Against all logic, I slip my hand into his, if for no other reason than to be touched by someone who understands.

His thumb smooths over mine as he leads me upstairs.

 

 

CHAPTER TWO

 

 

GREG

 

 

One week after the accident, I finally let Asher convince me to go out after work.

I’ve been preoccupied all week, mostly with convincing myself that I should — under no circumstances — try to contact Amanda Parks.

Or Amanda Young, as she had so delicately pointed out.

But also with a full week of surgeries, especially since the pile-up delayed some of our scheduled ones to make room for the amount of trauma patients we had coming in.

It’s been a busy week, and I like busy. Busy means I can avoid the thoughts racing in my mind. Busy means I can keep my head down, lose myself in my routine, and not face the fact that I desperately want to get on social media and search out my high school best friend’s hot mom.

“It’ll be fun,” Asher promises for the fourth time as we walk the small stretch between the hospital and Shipwrecked, our favorite local dive bar.

Or should I say, his favorite dive bar, along with Beck and Larsen, who are waiting for us there. Being that I don’t drink, I don’t really have an affinity toward one bar or another. I do appreciate the classic rock and warm wood that always greets me when I walk through those doors, though, and the fact that I can always depend on them to have the Tampa Bay Lightning on the big screen when there’s a game.

I slap on my happy face as we push inside.

Just as expected, Beck and Larsen are leaning against the polished-wood bar when Asher and I join them.

“Uh-oh,” Asher mutters under his breath, elbowing my side. “Looks serious.”

I assess the tightness in Beck’s shoulders, the furrow of Larsen’s brows as she listens to whatever he’s rambling on about. “It does, indeed,” I agree.

Asher and I share a shit-eating grin, and without a word, vow to change the mood.

I toss an arm around Beck’s shoulders just as he mutters something to Larsen about not having time for a relationship. “I hate to break it to you guys, but we’re at a bar — not the hospital morgue.”

Larsen smiles at me, her brown eyes sparking a bit with amusement as she mouths a thank you. Poor girl, she’s a psychiatrist for at least sixty hours a week if not more, since she loves literally nothing and no one as much as her job. Still, my bet is on the fact that she’d like to just relax and enjoy the vodka tonic in front of her right now.

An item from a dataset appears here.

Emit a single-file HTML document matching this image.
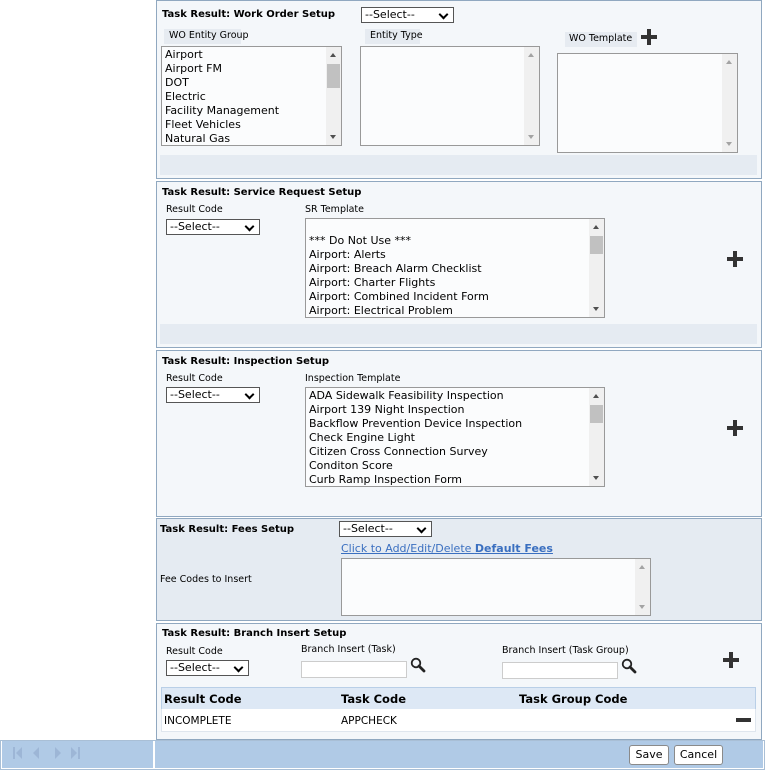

Beck elbows me. “Get off me, kid.”

“I’m older than you, asshole,” I remind him with a shove of his shoulder. “And nowhere near as broody.”

“What did the bartender say to the horse?” Asher chimes in as I signal to the bartender. It’s Harold tonight, and he knows my order without asking, sliding a soda and bitters in front of me moments later.

“What?” Beck deadpans.

“Why the long face?” Asher delivers his punch line with pride as he sidles up next to Larsen, who wrinkles her nose at the lame joke.

Even I give him a look that says he could do better.

“What?” he asks, thanking Harold as he slides Asher his drink of choice — Irish whiskey, neat. “Is this about that pile-up last week?”

“Here we go,” Beck groans. “Asher’s dick is so big—”

“It was an intense morning,” Larsen interrupts, giving Beck a look like she can see right through him.

Beck has struggled with Post Traumatic Stress Disorder since I’ve known him, and though he doesn’t speak about it to me much, I know he’s opened up to Lars about it. And she can see better than any of us that a pile-up like the one we faced is harder for him than we know.